#### Written request
Repeat the listing word for word. No pictures belong in the copy.

************

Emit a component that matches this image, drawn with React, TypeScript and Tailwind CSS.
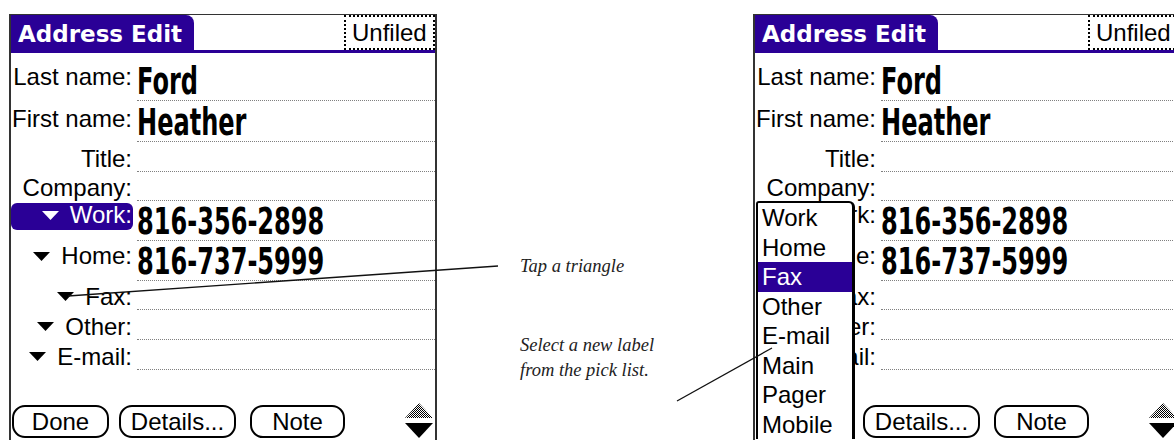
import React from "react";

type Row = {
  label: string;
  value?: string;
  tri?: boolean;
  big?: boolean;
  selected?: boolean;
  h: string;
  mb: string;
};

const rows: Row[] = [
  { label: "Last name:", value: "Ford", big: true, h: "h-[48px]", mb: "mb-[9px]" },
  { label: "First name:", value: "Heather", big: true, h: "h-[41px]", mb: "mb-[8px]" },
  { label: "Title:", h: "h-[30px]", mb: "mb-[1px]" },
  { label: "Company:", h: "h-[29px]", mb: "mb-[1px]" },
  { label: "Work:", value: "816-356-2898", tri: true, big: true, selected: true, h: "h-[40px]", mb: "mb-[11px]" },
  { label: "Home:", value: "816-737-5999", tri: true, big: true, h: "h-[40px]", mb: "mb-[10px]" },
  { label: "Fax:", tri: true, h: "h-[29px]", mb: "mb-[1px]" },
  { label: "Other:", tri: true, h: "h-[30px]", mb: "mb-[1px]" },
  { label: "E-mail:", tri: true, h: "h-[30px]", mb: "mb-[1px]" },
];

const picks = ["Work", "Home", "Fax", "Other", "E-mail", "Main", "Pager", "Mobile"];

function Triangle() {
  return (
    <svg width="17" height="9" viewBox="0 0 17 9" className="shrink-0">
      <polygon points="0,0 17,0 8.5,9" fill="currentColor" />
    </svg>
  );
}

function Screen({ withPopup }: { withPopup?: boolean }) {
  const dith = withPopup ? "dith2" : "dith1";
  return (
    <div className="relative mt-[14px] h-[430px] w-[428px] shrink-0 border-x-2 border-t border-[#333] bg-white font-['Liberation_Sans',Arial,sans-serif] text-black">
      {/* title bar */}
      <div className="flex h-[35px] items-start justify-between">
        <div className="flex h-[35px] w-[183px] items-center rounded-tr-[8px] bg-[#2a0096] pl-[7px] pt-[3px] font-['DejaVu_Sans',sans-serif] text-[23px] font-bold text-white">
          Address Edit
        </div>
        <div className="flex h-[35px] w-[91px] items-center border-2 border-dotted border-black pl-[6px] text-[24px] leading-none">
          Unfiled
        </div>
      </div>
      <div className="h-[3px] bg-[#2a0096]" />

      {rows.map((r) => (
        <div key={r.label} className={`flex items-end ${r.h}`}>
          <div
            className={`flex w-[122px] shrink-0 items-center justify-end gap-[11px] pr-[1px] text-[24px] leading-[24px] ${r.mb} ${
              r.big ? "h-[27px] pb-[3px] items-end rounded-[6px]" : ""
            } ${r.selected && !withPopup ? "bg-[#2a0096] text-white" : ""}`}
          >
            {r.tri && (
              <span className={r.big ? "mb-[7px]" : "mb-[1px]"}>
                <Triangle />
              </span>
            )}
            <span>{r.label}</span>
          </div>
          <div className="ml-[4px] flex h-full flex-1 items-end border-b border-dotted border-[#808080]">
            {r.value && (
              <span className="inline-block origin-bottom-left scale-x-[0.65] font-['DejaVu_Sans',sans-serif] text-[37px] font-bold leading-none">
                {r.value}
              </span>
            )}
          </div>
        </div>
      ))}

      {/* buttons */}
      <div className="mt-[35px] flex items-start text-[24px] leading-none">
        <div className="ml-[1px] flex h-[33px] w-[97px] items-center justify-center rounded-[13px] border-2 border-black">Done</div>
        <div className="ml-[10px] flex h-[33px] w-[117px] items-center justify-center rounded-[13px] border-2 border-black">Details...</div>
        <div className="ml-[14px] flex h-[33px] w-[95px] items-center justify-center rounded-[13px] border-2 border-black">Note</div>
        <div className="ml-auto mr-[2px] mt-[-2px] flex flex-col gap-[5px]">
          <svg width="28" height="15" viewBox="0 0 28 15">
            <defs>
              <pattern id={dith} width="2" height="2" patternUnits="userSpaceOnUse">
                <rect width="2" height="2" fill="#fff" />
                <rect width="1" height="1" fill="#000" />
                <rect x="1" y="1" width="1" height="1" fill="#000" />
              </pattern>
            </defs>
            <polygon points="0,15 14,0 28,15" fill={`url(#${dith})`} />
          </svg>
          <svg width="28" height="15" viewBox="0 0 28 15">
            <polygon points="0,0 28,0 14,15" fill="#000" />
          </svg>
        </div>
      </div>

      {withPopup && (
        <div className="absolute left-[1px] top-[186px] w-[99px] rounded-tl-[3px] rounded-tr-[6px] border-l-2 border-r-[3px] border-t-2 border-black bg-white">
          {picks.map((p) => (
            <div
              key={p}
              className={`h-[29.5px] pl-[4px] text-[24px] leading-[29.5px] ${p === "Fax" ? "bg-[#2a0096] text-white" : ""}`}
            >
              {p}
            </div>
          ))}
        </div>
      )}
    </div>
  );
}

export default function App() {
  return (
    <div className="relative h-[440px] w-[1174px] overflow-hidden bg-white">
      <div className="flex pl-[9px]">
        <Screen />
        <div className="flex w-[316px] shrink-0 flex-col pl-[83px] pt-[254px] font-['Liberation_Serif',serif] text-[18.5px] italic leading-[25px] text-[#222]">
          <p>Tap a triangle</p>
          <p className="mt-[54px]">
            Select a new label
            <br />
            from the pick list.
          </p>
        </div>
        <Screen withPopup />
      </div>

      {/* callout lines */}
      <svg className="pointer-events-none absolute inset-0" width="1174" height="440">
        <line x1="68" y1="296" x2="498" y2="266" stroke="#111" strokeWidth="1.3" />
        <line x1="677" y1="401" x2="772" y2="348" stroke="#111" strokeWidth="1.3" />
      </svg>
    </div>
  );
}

************

#### Result of the exercise
Emit a component that matches this image, drawn with React, TypeScript and Tailwind CSS.
import React from "react";

type Row = {
  label: string;
  value?: string;
  tri?: boolean;
  big?: boolean;
  selected?: boolean;
  h: string;
  mb: string;
};

const rows: Row[] = [
  { label: "Last name:", value: "Ford", big: true, h: "h-[48px]", mb: "mb-[9px]" },
  { label: "First name:", value: "Heather", big: true, h: "h-[41px]", mb: "mb-[8px]" },
  { label: "Title:", h: "h-[30px]", mb: "mb-[1px]" },
  { label: "Company:", h: "h-[29px]", mb: "mb-[1px]" },
  { label: "Work:", value: "816-356-2898", tri: true, big: true, selected: true, h: "h-[40px]", mb: "mb-[11px]" },
  { label: "Home:", value: "816-737-5999", tri: true, big: true, h: "h-[40px]", mb: "mb-[10px]" },
  { label: "Fax:", tri: true, h: "h-[29px]", mb: "mb-[1px]" },
  { label: "Other:", tri: true, h: "h-[30px]", mb: "mb-[1px]" },
  { label: "E-mail:", tri: true, h: "h-[30px]", mb: "mb-[1px]" },
];

const picks = ["Work", "Home", "Fax", "Other", "E-mail", "Main", "Pager", "Mobile"];

function Triangle() {
  return (
    <svg width="17" height="9" viewBox="0 0 17 9" className="shrink-0">
      <polygon points="0,0 17,0 8.5,9" fill="currentColor" />
    </svg>
  );
}

function Screen({ withPopup }: { withPopup?: boolean }) {
  const dith = withPopup ? "dith2" : "dith1";
  return (
    <div className="relative mt-[14px] h-[430px] w-[428px] shrink-0 border-x-2 border-t border-[#333] bg-white font-['Liberation_Sans',Arial,sans-serif] text-black">
      {/* title bar */}
      <div className="flex h-[35px] items-start justify-between">
        <div className="flex h-[35px] w-[183px] items-center rounded-tr-[8px] bg-[#2a0096] pl-[7px] pt-[3px] font-['DejaVu_Sans',sans-serif] text-[23px] font-bold text-white">
          Address Edit
        </div>
        <div className="flex h-[35px] w-[91px] items-center border-2 border-dotted border-black pl-[6px] text-[24px] leading-none">
          Unfiled
        </div>
      </div>
      <div className="h-[3px] bg-[#2a0096]" />

      {rows.map((r) => (
        <div key={r.label} className={`flex items-end ${r.h}`}>
          <div
            className={`flex w-[122px] shrink-0 items-center justify-end gap-[11px] pr-[1px] text-[24px] leading-[24px] ${r.mb} ${
              r.big ? "h-[27px] pb-[3px] items-end rounded-[6px]" : ""
            } ${r.selected && !withPopup ? "bg-[#2a0096] text-white" : ""}`}
          >
            {r.tri && (
              <span className={r.big ? "mb-[7px]" : "mb-[1px]"}>
                <Triangle />
              </span>
            )}
            <span>{r.label}</span>
          </div>
          <div className="ml-[4px] flex h-full flex-1 items-end border-b border-dotted border-[#808080]">
            {r.value && (
              <span className="inline-block origin-bottom-left scale-x-[0.65] font-['DejaVu_Sans',sans-serif] text-[37px] font-bold leading-none">
                {r.value}
              </span>
            )}
          </div>
        </div>
      ))}

      {/* buttons */}
      <div className="mt-[35px] flex items-start text-[24px] leading-none">
        <div className="ml-[1px] flex h-[33px] w-[97px] items-center justify-center rounded-[13px] border-2 border-black">Done</div>
        <div className="ml-[10px] flex h-[33px] w-[117px] items-center justify-center rounded-[13px] border-2 border-black">Details...</div>
        <div className="ml-[14px] flex h-[33px] w-[95px] items-center justify-center rounded-[13px] border-2 border-black">Note</div>
        <div className="ml-auto mr-[2px] mt-[-2px] flex flex-col gap-[5px]">
          <svg width="28" height="15" viewBox="0 0 28 15">
            <defs>
              <pattern id={dith} width="2" height="2" patternUnits="userSpaceOnUse">
                <rect width="2" height="2" fill="#fff" />
                <rect width="1" height="1" fill="#000" />
                <rect x="1" y="1" width="1" height="1" fill="#000" />
              </pattern>
            </defs>
            <polygon points="0,15 14,0 28,15" fill={`url(#${dith})`} />
          </svg>
          <svg width="28" height="15" viewBox="0 0 28 15">
            <polygon points="0,0 28,0 14,15" fill="#000" />
          </svg>
        </div>
      </div>

      {withPopup && (
        <div className="absolute left-[1px] top-[186px] w-[99px] rounded-tl-[3px] rounded-tr-[6px] border-l-2 border-r-[3px] border-t-2 border-black bg-white">
          {picks.map((p) => (
            <div
              key={p}
              className={`h-[29.5px] pl-[4px] text-[24px] leading-[29.5px] ${p === "Fax" ? "bg-[#2a0096] text-white" : ""}`}
            >
              {p}
            </div>
          ))}
        </div>
      )}
    </div>
  );
}

export default function App() {
  return (
    <div className="relative h-[440px] w-[1174px] overflow-hidden bg-white">
      <div className="flex pl-[9px]">
        <Screen />
        <div className="flex w-[316px] shrink-0 flex-col pl-[83px] pt-[254px] font-['Liberation_Serif',serif] text-[18.5px] italic leading-[25px] text-[#222]">
          <p>Tap a triangle</p>
          <p className="mt-[54px]">
            Select a new label
            <br />
            from the pick list.
          </p>
        </div>
        <Screen withPopup />
      </div>

      {/* callout lines */}
      <svg className="pointer-events-none absolute inset-0" width="1174" height="440">
        <line x1="68" y1="296" x2="498" y2="266" stroke="#111" strokeWidth="1.3" />
        <line x1="677" y1="401" x2="772" y2="348" stroke="#111" strokeWidth="1.3" />
      </svg>
    </div>
  );
}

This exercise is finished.